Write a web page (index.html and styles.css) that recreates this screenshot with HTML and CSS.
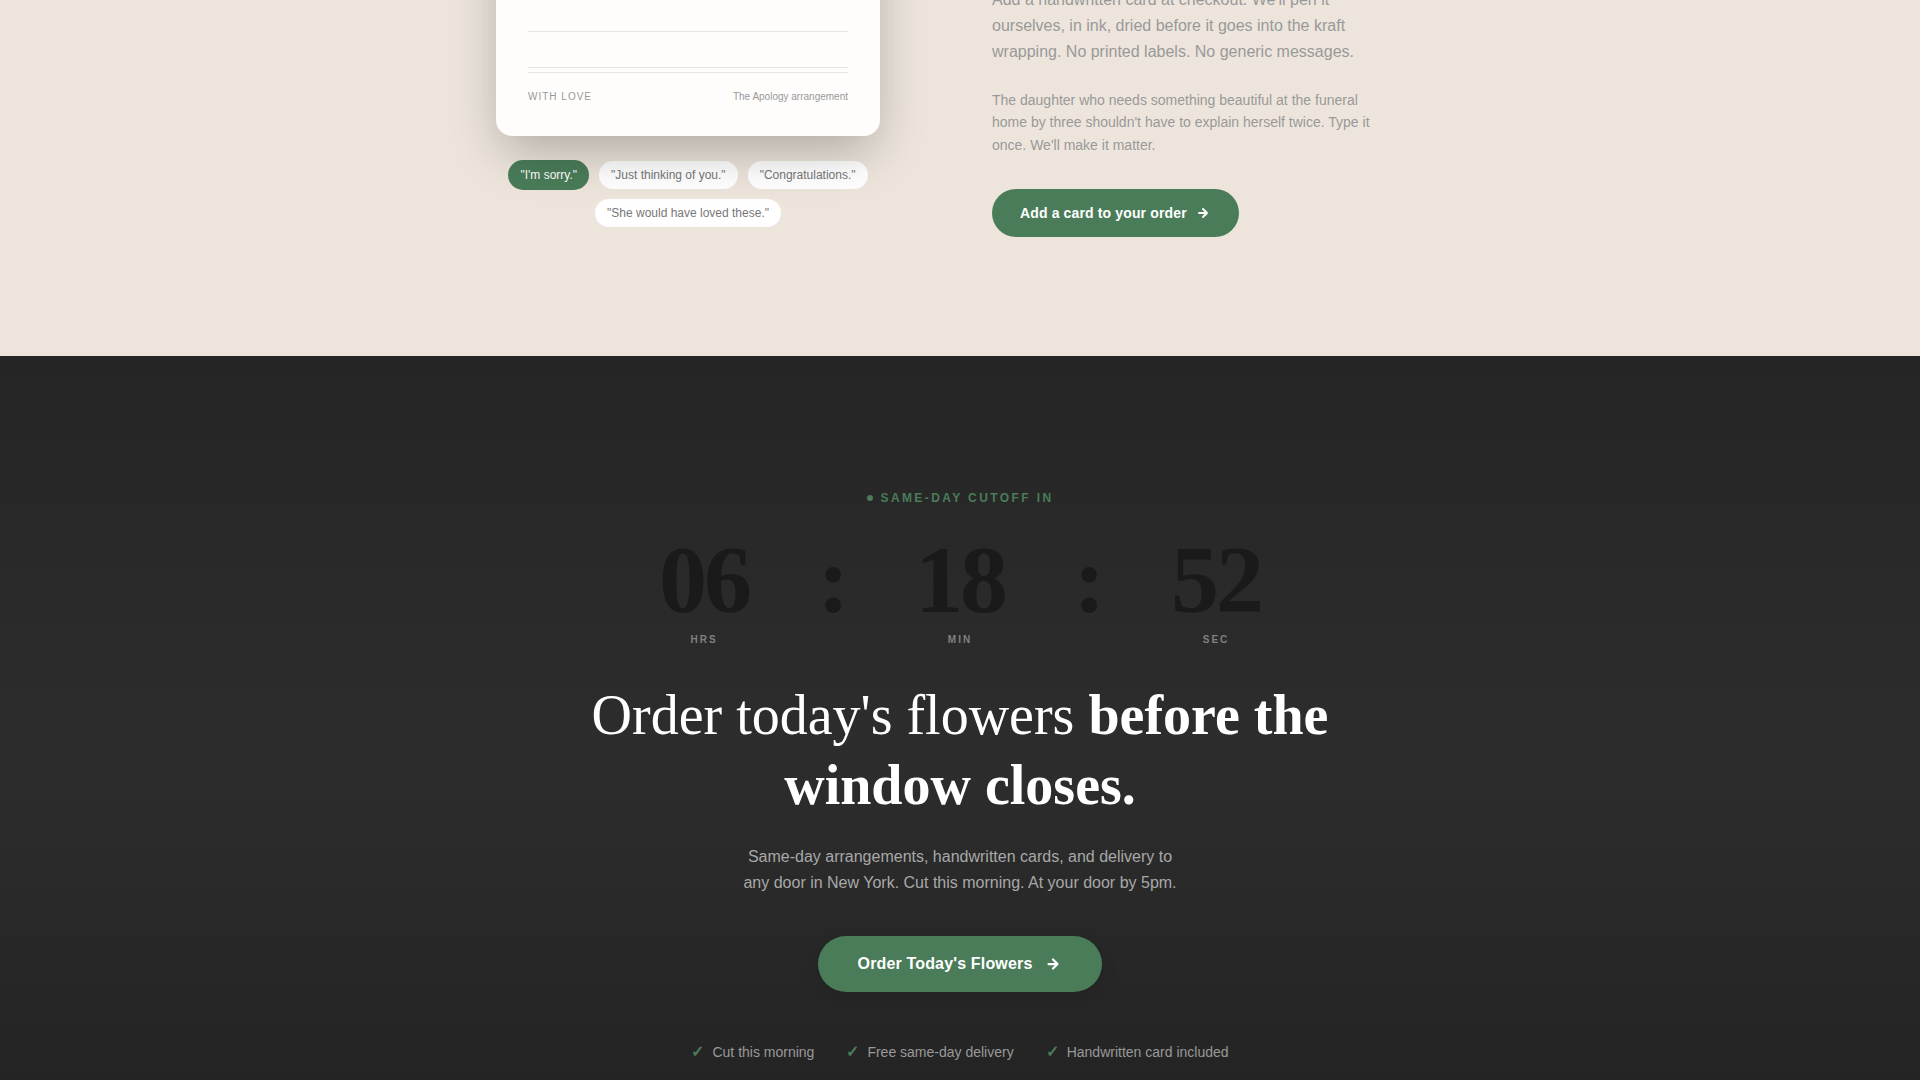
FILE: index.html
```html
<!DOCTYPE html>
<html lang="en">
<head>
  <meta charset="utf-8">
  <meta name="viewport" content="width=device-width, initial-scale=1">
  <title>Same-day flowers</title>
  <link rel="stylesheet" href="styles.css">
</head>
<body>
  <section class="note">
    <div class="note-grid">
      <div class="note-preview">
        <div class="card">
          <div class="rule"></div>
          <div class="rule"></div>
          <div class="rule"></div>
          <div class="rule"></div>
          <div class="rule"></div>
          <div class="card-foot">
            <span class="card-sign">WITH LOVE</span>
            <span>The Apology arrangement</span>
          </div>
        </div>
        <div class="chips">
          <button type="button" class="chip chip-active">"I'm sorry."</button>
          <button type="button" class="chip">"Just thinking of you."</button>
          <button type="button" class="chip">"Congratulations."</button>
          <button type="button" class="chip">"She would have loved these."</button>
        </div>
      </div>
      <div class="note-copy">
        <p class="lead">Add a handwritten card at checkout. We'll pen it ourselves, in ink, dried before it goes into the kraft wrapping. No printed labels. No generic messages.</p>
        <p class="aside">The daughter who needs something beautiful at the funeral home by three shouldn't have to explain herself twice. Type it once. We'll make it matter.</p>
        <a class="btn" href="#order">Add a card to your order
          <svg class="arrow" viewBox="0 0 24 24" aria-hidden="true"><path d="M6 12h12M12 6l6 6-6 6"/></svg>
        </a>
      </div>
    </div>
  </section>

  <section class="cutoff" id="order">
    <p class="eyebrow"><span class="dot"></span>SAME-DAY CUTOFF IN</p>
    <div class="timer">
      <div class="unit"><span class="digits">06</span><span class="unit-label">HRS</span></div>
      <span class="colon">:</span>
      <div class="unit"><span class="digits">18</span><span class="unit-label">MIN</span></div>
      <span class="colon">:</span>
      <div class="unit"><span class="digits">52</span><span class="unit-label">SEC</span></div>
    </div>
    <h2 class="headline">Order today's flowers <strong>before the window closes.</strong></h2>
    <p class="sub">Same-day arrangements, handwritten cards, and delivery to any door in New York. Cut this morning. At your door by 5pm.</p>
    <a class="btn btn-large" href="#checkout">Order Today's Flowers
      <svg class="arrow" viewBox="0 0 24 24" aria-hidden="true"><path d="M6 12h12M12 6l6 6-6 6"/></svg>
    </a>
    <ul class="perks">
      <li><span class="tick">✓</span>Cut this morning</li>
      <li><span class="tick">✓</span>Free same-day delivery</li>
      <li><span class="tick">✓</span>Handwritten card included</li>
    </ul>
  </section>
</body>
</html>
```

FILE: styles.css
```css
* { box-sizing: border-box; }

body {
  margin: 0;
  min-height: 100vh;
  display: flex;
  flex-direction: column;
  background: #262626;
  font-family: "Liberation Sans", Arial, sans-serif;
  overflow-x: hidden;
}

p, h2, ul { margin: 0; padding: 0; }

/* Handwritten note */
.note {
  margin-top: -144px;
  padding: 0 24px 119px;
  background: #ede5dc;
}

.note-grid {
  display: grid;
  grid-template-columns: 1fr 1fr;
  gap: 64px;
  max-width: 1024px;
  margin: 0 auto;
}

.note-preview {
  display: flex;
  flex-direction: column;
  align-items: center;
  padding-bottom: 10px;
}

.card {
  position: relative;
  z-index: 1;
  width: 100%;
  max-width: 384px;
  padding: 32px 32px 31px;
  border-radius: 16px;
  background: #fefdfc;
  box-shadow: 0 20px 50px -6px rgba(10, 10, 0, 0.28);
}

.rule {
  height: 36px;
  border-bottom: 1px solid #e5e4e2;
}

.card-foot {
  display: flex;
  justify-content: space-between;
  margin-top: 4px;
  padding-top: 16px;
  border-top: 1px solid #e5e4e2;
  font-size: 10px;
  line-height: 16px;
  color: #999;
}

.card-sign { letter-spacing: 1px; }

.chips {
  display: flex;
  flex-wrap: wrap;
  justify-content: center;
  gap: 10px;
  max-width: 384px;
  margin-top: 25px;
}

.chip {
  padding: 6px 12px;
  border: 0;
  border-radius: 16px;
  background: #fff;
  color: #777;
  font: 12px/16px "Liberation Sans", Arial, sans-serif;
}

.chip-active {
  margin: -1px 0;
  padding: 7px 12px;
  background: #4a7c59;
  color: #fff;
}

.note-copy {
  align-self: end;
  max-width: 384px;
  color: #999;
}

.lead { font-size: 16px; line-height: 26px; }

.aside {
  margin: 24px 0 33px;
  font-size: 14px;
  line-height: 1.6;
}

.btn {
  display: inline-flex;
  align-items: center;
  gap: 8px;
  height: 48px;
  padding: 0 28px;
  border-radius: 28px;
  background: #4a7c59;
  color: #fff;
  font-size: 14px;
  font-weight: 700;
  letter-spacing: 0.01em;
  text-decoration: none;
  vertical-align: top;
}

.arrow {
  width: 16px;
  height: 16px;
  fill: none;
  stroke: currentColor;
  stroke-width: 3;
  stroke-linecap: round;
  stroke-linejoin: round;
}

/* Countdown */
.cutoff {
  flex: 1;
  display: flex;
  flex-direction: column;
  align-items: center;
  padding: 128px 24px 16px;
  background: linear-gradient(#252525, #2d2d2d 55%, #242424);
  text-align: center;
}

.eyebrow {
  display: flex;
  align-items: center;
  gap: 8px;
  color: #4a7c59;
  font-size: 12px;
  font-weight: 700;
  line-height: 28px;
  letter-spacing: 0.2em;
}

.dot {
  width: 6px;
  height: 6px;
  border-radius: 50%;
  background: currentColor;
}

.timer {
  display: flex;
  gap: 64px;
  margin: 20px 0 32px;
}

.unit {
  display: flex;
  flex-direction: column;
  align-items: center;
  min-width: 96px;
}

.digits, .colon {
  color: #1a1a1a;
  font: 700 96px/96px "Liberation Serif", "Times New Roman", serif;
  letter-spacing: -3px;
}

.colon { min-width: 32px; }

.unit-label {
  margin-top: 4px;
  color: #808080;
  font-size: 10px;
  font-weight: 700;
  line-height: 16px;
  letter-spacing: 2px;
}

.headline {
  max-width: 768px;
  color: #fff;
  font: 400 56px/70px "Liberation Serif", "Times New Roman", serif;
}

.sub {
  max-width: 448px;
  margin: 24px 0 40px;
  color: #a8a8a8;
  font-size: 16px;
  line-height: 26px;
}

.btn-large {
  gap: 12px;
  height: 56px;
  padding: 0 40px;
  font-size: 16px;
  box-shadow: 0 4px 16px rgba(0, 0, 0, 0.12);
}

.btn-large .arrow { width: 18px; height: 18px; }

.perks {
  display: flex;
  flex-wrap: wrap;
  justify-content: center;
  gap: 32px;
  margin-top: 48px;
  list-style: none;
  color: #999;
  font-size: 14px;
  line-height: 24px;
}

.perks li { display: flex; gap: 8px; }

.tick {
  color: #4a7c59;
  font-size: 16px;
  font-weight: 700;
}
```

------------

[PROBLEM REQUIREMENTS]:
Which lines contain the word "styles"? Copy each of them.

[RESULT OF THE TASK]:
Write a web page (index.html and styles.css) that recreates this screenshot with HTML and CSS.
  <link rel="stylesheet" href="styles.css">
FILE: styles.css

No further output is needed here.